Here is a fixed version. It takes a regular coll converts whatever it
can to transient and update the stuff.
The problem is that doing persistent!(assoc!(transient m)) on each
level probably misses the whole point of performance.
So while it work, it probably slower than the regular update-in.
I need a better solution.
(defn update-in!!
"modified version of core/update-in that works on, and return
transiants"
([m [k & ks] f & args]
(if ks
(persistent!(assoc! (transient m) k (apply update-in!! (get m k)
ks f args)))
(persistent!(assoc! (transient m) k (apply f (get m k) args))))))

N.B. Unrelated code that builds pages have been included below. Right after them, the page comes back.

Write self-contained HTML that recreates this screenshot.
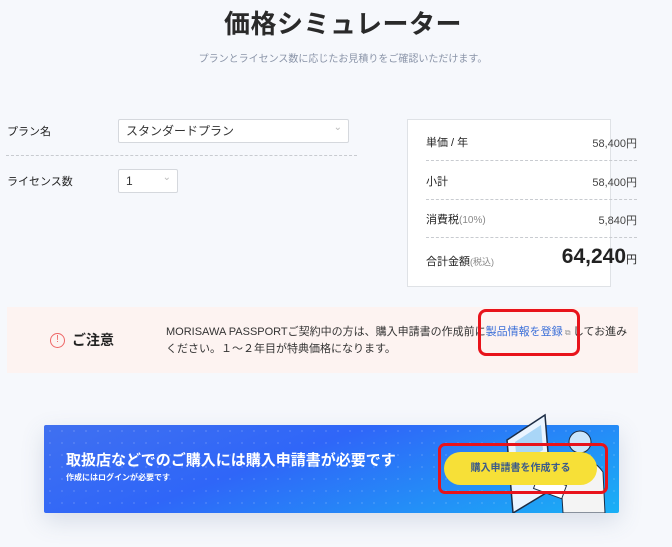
<!DOCTYPE html>
<html><head><meta charset="utf-8"><style>
*{box-sizing:border-box;margin:0;padding:0}
body{width:672px;height:547px;background:#f6f8fc;font-family:"Liberation Sans","Noto Sans CJK JP",sans-serif;color:#222;position:relative;overflow:hidden}
.a{position:absolute}
.sel{background:#fff;border:1px solid #d5d8dd;border-radius:2px;font-size:12px;padding-left:7px;line-height:22px;color:#333}
.sel:after{content:"⌄";position:absolute;right:6px;top:-3px;color:#bbb;font-size:10px}
.dash{border-top:1px dashed #c8cbd0}
.lbl{font-size:11px;color:#222}
.val{font-size:11px;color:#444;text-align:right}
</style></head><body>
<div class="a" style="left:0;width:686px;top:4px;text-align:center;font-size:26px;font-weight:bold;letter-spacing:0.5px;color:#2a2a2a">価格シミュレーター</div>
<div class="a" style="left:0;width:686px;top:50px;text-align:center;font-size:10px;color:#8a94a8">プランとライセンス数に応じたお見積りをご確認いただけます。</div>

<div class="a lbl" style="left:7px;top:123px">プラン名</div>
<div class="a sel" style="left:118px;top:119px;width:231px;height:24px">スタンダードプラン</div>
<div class="a dash" style="left:6px;top:155px;width:351px"></div>
<div class="a lbl" style="left:7px;top:173px">ライセンス数</div>
<div class="a sel" style="left:118px;top:169px;width:60px;height:24px">1</div>

<div class="a" style="left:407px;top:119px;width:204px;height:168px;background:#fff;border:1px solid #dfe2e6"></div>
<div class="a lbl" style="left:426px;top:134px">単価 / 年</div><div class="a val" style="left:520px;width:117px;top:135px">58,400円</div>
<div class="a dash" style="left:426px;top:160px;width:211px"></div>
<div class="a lbl" style="left:426px;top:173px">小計</div><div class="a val" style="left:520px;width:117px;top:174px">58,400円</div>
<div class="a dash" style="left:426px;top:199px;width:211px"></div>
<div class="a lbl" style="left:426px;top:211px">消費税<span style="color:#888;font-size:10px">(10%)</span></div><div class="a val" style="left:520px;width:117px;top:212px">5,840円</div>
<div class="a dash" style="left:426px;top:237px;width:211px"></div>
<div class="a lbl" style="left:426px;top:253px">合計金額<span style="color:#888;font-size:9px">(税込)</span></div>
<div class="a" style="left:520px;width:117px;top:245px;text-align:right;font-size:21px;font-weight:bold;color:#222">64,240<span style="font-size:11px;font-weight:normal">円</span></div>

<div class="a" style="left:7px;top:307px;width:631px;height:66px;background:#fdf3f1"></div>
<div class="a" style="left:50px;top:333px;width:15px;height:15px;border:1.5px solid #e66;border-radius:50%;color:#e66;font-size:10px;text-align:center;line-height:12px">!</div>
<div class="a" style="left:72px;top:330px;font-size:14px;font-weight:bold">ご注意</div>
<div class="a" style="left:166px;top:324px;width:480px;font-size:11px;line-height:17px;color:#333;white-space:nowrap">MORISAWA PASSPORTご契約中の方は、購入申請書の作成前に<span style="color:#3b6fd8">製品情報を登録</span><span style="color:#999;font-size:8px"> ⧉ </span>してお進み<br>ください。１～２年目が特典価格になります。</div>
<div class="a" style="left:478px;top:309px;width:102px;height:47px;border:3px solid #e8131b;border-radius:8px"></div>

<div class="a" style="left:44px;top:425px;width:575px;height:88px;border-radius:2px;box-shadow:0 8px 24px rgba(80,100,140,.18);background-image:radial-gradient(rgba(255,255,255,.18) 0.7px,transparent 1px),linear-gradient(160deg,#4070f0 0%,#2f66f8 40%,#1ab0f6 100%);background-size:12px 12px,100% 100%"></div>
<svg class="a" style="left:495px;top:410px" width="124" height="103" viewBox="0 0 124 103"><polygon points="12,30 50,5 56,80 18,103" fill="#eaf4ff" stroke="#1c2c44" stroke-width="1.5"/><polygon points="20,32 46,15 48,40 22,55" fill="#a9d6f7"/><circle cx="85" cy="32" r="11" fill="#cbe6fb" stroke="#1c2c44"/><path d="M65 55 Q92 40 108 62 L110 103 L68 103Z" fill="#f4f4f4" stroke="#1c2c44"/><rect x="40" y="70" width="30" height="14" fill="#fff" stroke="#1c2c44" transform="rotate(20 55 77)"/></svg>
<div class="a" style="left:66px;top:449px;font-size:15px;font-weight:bold;color:#fff">取扱店などでのご購入には購入申請書が必要です</div>
<div class="a" style="left:66px;top:472px;font-size:8px;font-weight:bold;color:#fff">作成にはログインが必要です</div>
<div class="a" style="left:444px;top:452px;width:153px;height:33px;background:#f7e037;border-radius:17px;text-align:center;line-height:33px;font-size:10px;font-weight:bold;color:#3a5a8a">購入申請書を作成する</div>
<div class="a" style="left:438px;top:443px;width:170px;height:51px;border:3px solid #e8131b;border-radius:7px"></div>
</body></html>
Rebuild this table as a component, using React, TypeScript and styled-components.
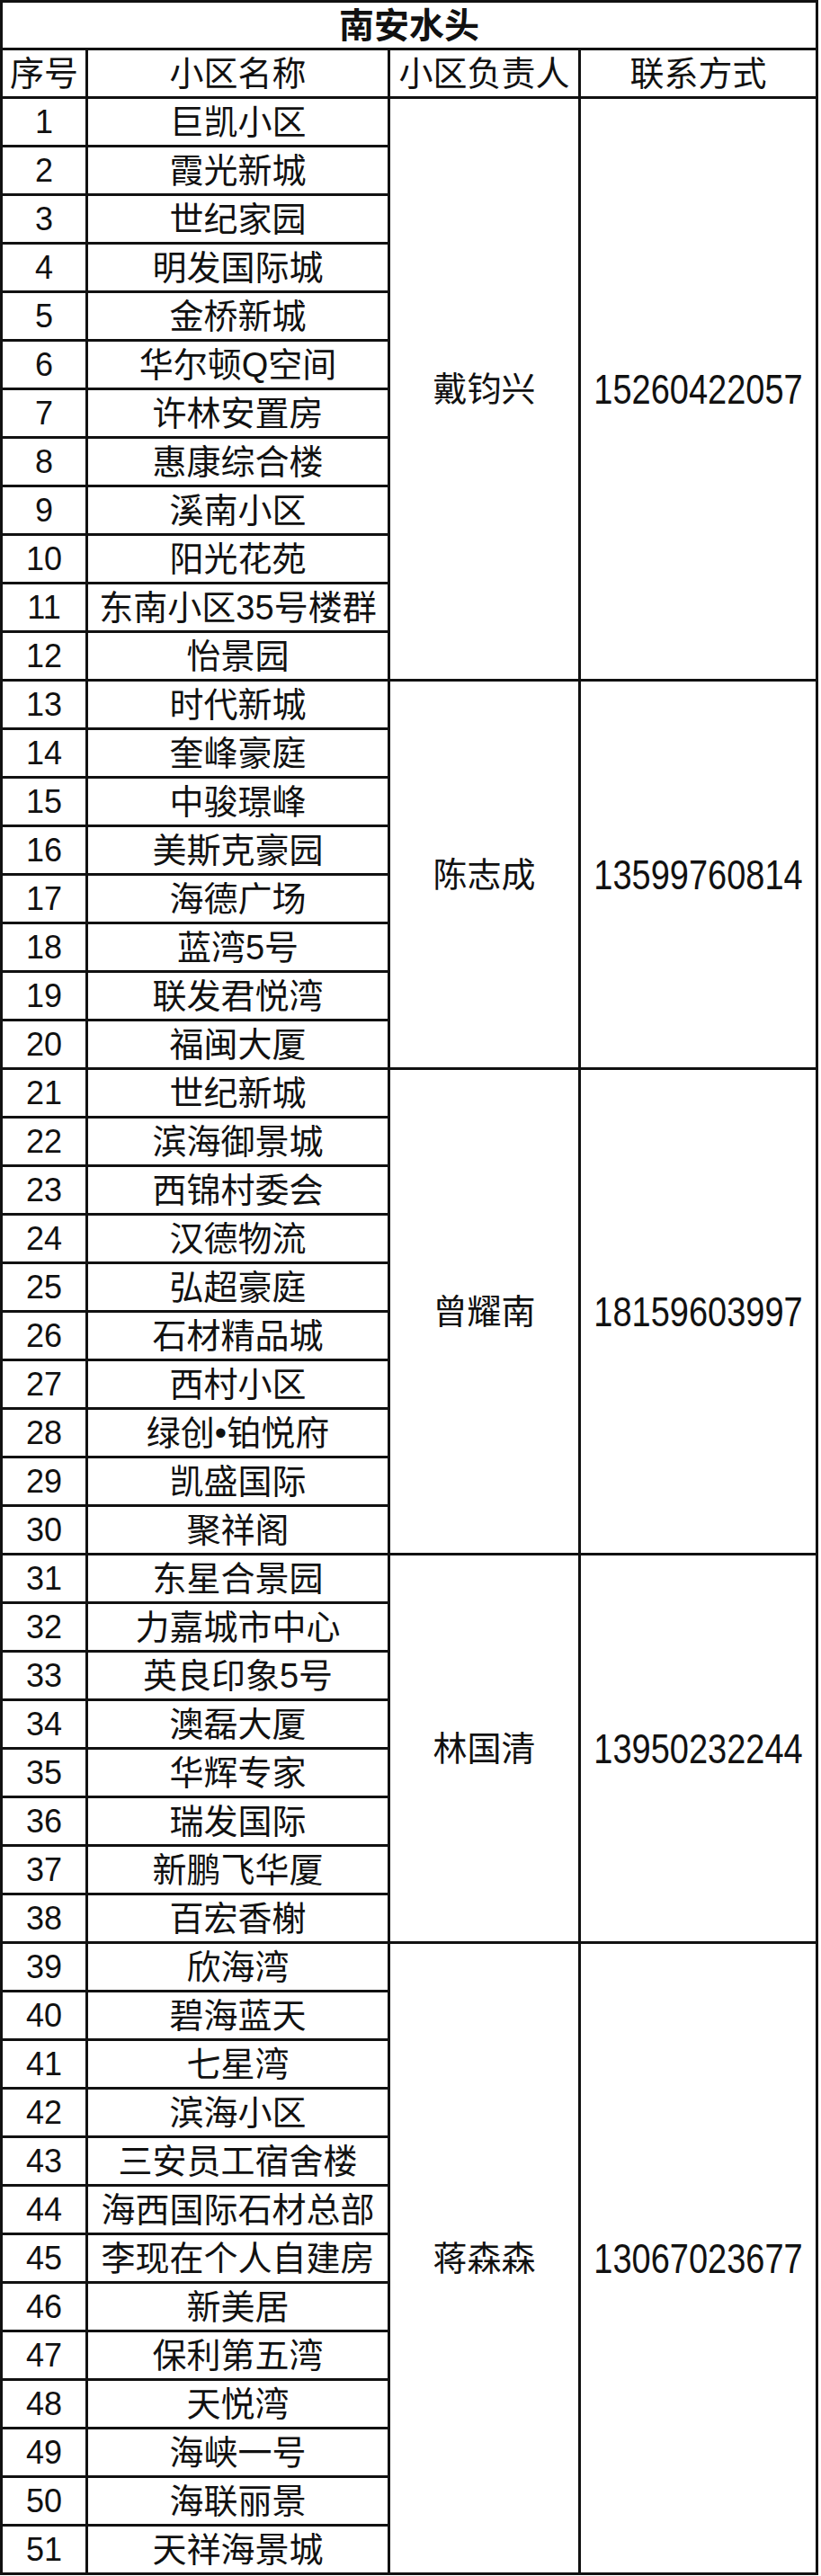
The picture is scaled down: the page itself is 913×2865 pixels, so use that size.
import { createGlobalStyle } from 'styled-components';
import styled from 'styled-components';

type Group = {
  manager: string;
  phone: string;
  places: string[];
};

const groups: Group[] = [
  {
    manager: '戴钧兴',
    phone: '15260422057',
    places: [
      '巨凯小区',
      '霞光新城',
      '世纪家园',
      '明发国际城',
      '金桥新城',
      '华尔顿Q空间',
      '许林安置房',
      '惠康综合楼',
      '溪南小区',
      '阳光花苑',
      '东南小区35号楼群',
      '怡景园',
    ],
  },
  {
    manager: '陈志成',
    phone: '13599760814',
    places: ['时代新城', '奎峰豪庭', '中骏璟峰', '美斯克豪园', '海德广场', '蓝湾5号', '联发君悦湾', '福闽大厦'],
  },
  {
    manager: '曾耀南',
    phone: '18159603997',
    places: [
      '世纪新城',
      '滨海御景城',
      '西锦村委会',
      '汉德物流',
      '弘超豪庭',
      '石材精品城',
      '西村小区',
      '绿创•铂悦府',
      '凯盛国际',
      '聚祥阁',
    ],
  },
  {
    manager: '林国清',
    phone: '13950232244',
    places: ['东星合景园', '力嘉城市中心', '英良印象5号', '澳磊大厦', '华辉专家', '瑞发国际', '新鹏飞华厦', '百宏香榭'],
  },
  {
    manager: '蒋森森',
    phone: '13067023677',
    places: [
      '欣海湾',
      '碧海蓝天',
      '七星湾',
      '滨海小区',
      '三安员工宿舍楼',
      '海西国际石材总部',
      '李现在个人自建房',
      '新美居',
      '保利第五湾',
      '天悦湾',
      '海峡一号',
      '海联丽景',
      '天祥海景城',
    ],
  },
];

const GlobalStyle = createGlobalStyle`
  html, body {
    margin: 0;
    padding: 0;
    background: #ffffff;
  }
  body {
    font-family: "Liberation Sans", "Noto Sans CJK SC", sans-serif;
    color: #111111;
  }
`;

const Sheet = styled.div`
  display: grid;
  width: 910px;
  box-sizing: border-box;
  grid-template-columns: 95px 336px 212px 264px;
  grid-template-rows: 53px 54px;
  grid-auto-rows: 54px;
  border-left: 3px solid #111;
  border-top: 3px solid #111;
`;

const Cell = styled.div<{ $row?: number; $span?: number; $col?: number }>`
  box-sizing: border-box;
  display: flex;
  align-items: center;
  justify-content: center;
  border-right: 3px solid #111;
  border-bottom: 3px solid #111;
  font-size: 38px;
  line-height: 1;
  white-space: nowrap;
  overflow: hidden;
  ${({ $row, $span }) => ($row ? `grid-row: ${$row} / span ${$span ?? 1};` : '')}
  ${({ $col }) => ($col ? `grid-column: ${$col};` : '')}
`;

const TitleCell = styled(Cell)`
  grid-column: 1 / span 4;
  font-size: 39px;
  font-weight: bold;
`;

const NumberCell = styled(Cell)`
  font-size: 36px;
`;

const PhoneText = styled.span`
  display: inline-block;
  font-size: 38px;
  transform: scaleY(1.2);
`;

export default function App() {
  let index = 0;
  let row = 3;

  return (
    <>
      <GlobalStyle />
      <Sheet>
        <TitleCell>南安水头</TitleCell>
        <Cell>序号</Cell>
        <Cell>小区名称</Cell>
        <Cell>小区负责人</Cell>
        <Cell>联系方式</Cell>
        {groups.map((group) => {
          const start = row;
          row += group.places.length;
          return [
            ...group.places.flatMap((place, i) => {
              index += 1;
              return [
                <NumberCell key={`n${index}`} $row={start + i} $col={1}>
                  {index}
                </NumberCell>,
                <Cell key={`p${index}`} $row={start + i} $col={2}>
                  {place}
                </Cell>,
              ];
            }),
            <Cell key={`m${group.manager}`} $row={start} $span={group.places.length} $col={3}>
              {group.manager}
            </Cell>,
            <Cell key={`t${group.phone}`} $row={start} $span={group.places.length} $col={4}>
              <PhoneText>{group.phone}</PhoneText>
            </Cell>,
          ];
        })}
      </Sheet>
    </>
  );
}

On Jan 17, 3:57 pm, Chouser <[email protected]> wrote:
> On Sun, Jan 17, 2010 at 8:25 AM, Gabi <[email protected]> wrote:
>
> >> user=> (persistent!(update-in!(transient v) [0] reverse))
>
> > Forgot to mention that v in the example is defined to [[1 2] [3 4]]
>
> So you've got a transient vector of persistent vectors of
> numbers. The problem is your update-in! then calls assoc! on
> each level, but of course assoc! on the inner persistent vector
> fails.
>
> You either need to make the inner vectors transient (and then
> call persist! on them when you're done) or use assoc! only at the
> outer level.
>
> --Chouserhttp://joyofclojure.com/
--
You received this message because you are subscribed to the Google
Groups "Clojure" group.
To post to this group, send email to [email protected]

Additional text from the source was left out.